Given data -
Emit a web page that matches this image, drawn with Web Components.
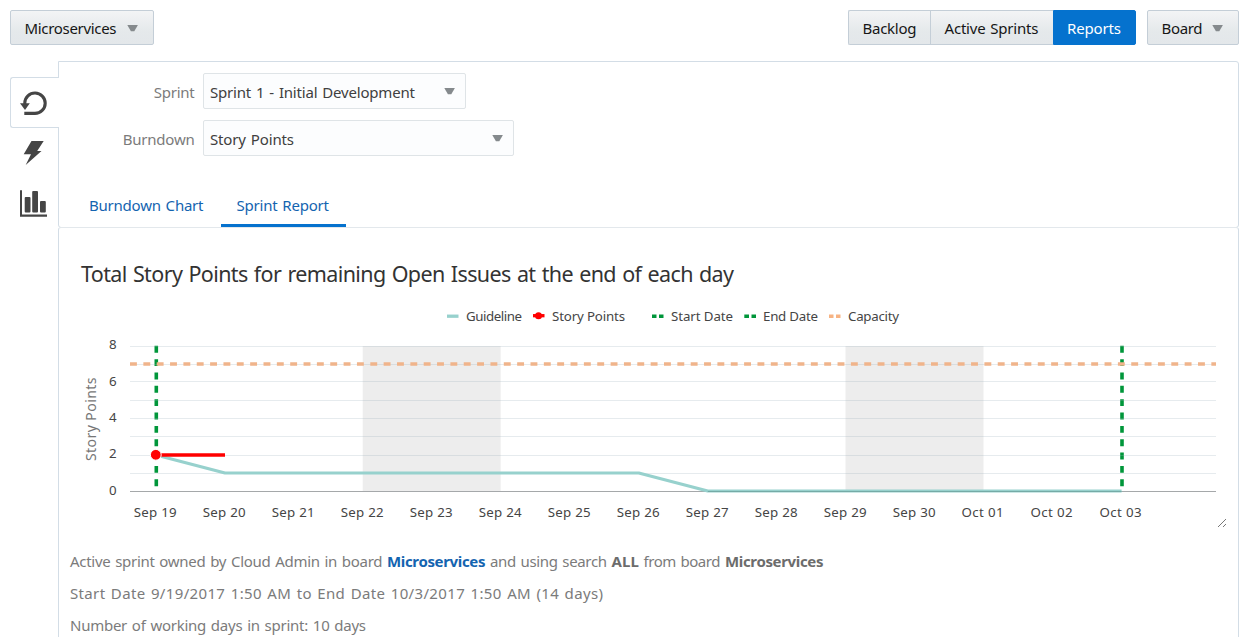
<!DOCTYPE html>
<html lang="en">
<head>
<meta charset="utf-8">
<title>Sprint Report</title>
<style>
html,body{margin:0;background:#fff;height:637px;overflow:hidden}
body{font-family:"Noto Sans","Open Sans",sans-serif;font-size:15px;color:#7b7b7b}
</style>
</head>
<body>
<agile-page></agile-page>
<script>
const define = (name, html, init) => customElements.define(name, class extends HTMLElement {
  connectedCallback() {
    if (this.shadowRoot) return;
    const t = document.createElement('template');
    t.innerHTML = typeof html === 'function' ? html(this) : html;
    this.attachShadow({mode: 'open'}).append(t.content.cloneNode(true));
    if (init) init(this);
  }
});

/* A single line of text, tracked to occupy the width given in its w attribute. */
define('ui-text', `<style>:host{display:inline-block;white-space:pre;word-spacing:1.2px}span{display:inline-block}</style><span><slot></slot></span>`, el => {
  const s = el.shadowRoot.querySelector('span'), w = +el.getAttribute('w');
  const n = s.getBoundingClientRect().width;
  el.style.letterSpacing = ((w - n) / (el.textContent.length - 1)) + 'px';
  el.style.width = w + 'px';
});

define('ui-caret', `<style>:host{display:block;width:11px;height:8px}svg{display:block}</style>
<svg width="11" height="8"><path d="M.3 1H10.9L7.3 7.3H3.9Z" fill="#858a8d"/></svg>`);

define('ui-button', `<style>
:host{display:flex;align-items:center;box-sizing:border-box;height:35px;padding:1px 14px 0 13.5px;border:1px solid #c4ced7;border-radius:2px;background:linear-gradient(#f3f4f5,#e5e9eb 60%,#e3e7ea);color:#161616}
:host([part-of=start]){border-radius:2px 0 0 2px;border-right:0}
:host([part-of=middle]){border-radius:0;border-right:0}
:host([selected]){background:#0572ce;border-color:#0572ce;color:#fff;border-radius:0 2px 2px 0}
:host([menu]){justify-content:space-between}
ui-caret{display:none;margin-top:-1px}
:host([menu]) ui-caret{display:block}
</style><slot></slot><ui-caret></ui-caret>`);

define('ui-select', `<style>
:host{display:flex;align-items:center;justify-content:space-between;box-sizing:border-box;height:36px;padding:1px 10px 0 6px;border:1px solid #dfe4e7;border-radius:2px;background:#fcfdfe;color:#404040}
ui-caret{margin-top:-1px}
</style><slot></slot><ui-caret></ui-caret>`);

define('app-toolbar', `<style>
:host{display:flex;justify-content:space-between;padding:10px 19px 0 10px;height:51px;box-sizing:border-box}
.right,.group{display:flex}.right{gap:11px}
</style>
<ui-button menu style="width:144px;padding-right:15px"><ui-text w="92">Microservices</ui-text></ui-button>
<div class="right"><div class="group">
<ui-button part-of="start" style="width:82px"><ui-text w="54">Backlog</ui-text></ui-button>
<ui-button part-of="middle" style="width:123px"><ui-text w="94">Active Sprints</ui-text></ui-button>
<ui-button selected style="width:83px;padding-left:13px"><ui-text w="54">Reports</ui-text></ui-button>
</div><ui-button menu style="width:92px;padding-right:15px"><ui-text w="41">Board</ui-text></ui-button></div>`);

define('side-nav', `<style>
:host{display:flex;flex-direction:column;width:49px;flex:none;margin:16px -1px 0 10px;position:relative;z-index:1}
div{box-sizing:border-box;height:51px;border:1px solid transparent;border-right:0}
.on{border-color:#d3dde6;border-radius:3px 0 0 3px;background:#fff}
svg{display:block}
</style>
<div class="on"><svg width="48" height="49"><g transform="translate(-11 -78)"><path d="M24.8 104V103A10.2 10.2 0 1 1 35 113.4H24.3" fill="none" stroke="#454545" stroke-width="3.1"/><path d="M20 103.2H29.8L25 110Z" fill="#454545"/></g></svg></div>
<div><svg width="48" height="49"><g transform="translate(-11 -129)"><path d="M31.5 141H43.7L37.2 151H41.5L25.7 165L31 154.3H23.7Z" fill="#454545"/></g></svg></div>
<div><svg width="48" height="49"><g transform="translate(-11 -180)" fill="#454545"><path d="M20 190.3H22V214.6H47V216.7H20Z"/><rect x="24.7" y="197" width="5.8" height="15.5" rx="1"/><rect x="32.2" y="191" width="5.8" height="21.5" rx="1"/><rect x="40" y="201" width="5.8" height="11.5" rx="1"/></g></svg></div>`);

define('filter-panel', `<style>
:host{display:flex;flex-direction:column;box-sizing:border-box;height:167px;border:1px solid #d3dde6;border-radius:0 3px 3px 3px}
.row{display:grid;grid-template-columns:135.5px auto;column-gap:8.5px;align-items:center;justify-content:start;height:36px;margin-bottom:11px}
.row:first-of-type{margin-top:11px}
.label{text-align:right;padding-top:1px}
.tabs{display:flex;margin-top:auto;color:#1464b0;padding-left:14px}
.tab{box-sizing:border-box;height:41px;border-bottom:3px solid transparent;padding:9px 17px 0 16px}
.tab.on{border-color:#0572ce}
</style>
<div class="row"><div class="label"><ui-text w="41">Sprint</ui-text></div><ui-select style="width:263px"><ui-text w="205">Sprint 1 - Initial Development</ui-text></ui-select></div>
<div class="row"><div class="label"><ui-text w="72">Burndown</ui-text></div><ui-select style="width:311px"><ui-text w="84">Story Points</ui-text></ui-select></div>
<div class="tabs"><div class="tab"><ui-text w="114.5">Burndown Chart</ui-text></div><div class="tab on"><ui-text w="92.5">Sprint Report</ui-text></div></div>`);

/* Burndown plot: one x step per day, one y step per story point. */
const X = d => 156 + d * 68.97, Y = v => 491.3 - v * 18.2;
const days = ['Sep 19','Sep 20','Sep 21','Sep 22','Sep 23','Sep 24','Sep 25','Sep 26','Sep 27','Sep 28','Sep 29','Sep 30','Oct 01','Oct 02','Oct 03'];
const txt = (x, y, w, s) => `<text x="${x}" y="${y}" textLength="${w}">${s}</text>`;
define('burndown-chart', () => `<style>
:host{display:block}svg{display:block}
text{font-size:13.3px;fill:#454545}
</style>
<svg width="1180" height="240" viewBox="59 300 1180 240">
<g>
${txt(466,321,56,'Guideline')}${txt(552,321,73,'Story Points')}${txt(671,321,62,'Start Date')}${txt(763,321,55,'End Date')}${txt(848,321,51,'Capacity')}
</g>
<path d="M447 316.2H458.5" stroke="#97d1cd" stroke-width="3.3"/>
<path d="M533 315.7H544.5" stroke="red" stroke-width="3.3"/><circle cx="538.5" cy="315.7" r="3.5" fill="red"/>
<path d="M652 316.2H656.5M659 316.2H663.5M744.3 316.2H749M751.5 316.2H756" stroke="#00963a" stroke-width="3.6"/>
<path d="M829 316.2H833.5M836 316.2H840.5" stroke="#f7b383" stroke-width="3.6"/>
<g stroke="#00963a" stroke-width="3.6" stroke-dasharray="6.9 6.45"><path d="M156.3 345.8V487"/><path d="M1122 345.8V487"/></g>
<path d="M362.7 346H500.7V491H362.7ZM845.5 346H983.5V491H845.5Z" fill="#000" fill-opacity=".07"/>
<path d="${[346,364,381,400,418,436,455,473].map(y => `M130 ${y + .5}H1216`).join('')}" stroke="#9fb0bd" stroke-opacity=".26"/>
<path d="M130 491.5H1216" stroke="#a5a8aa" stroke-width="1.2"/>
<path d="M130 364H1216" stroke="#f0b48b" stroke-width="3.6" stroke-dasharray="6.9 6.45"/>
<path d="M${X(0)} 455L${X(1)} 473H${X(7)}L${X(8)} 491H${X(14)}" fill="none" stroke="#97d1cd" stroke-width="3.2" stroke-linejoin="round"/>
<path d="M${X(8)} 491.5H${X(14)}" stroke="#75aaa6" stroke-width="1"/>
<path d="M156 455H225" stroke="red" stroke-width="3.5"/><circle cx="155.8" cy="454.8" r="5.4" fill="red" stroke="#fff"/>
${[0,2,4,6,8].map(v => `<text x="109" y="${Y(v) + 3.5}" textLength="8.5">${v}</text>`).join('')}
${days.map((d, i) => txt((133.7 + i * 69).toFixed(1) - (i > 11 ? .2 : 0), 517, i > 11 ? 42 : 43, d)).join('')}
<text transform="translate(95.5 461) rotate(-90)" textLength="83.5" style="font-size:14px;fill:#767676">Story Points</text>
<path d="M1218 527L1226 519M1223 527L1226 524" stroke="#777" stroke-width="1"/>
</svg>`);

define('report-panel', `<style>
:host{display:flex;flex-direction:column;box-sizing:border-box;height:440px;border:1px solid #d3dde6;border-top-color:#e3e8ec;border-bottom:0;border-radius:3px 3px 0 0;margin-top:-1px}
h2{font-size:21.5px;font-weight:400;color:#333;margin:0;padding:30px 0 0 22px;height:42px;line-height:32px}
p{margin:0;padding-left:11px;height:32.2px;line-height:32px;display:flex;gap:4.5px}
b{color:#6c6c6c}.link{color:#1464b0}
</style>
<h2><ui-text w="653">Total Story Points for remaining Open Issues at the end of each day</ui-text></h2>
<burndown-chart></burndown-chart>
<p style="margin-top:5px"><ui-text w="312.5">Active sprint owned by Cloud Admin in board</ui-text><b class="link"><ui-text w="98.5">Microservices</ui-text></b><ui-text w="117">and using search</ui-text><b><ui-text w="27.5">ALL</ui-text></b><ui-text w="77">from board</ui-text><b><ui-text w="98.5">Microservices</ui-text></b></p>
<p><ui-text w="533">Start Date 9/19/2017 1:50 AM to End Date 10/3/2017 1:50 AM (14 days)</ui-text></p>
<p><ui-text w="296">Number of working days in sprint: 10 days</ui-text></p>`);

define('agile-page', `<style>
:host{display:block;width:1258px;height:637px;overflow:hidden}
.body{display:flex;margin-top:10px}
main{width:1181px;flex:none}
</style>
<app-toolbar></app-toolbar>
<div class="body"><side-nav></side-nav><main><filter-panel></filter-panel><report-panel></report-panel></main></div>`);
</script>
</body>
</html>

Exercise objective -
Copy every line of the listing that includes the string "page".

Task response -
Emit a web page that matches this image, drawn with Web Components.
<agile-page></agile-page>
define('agile-page', `<style>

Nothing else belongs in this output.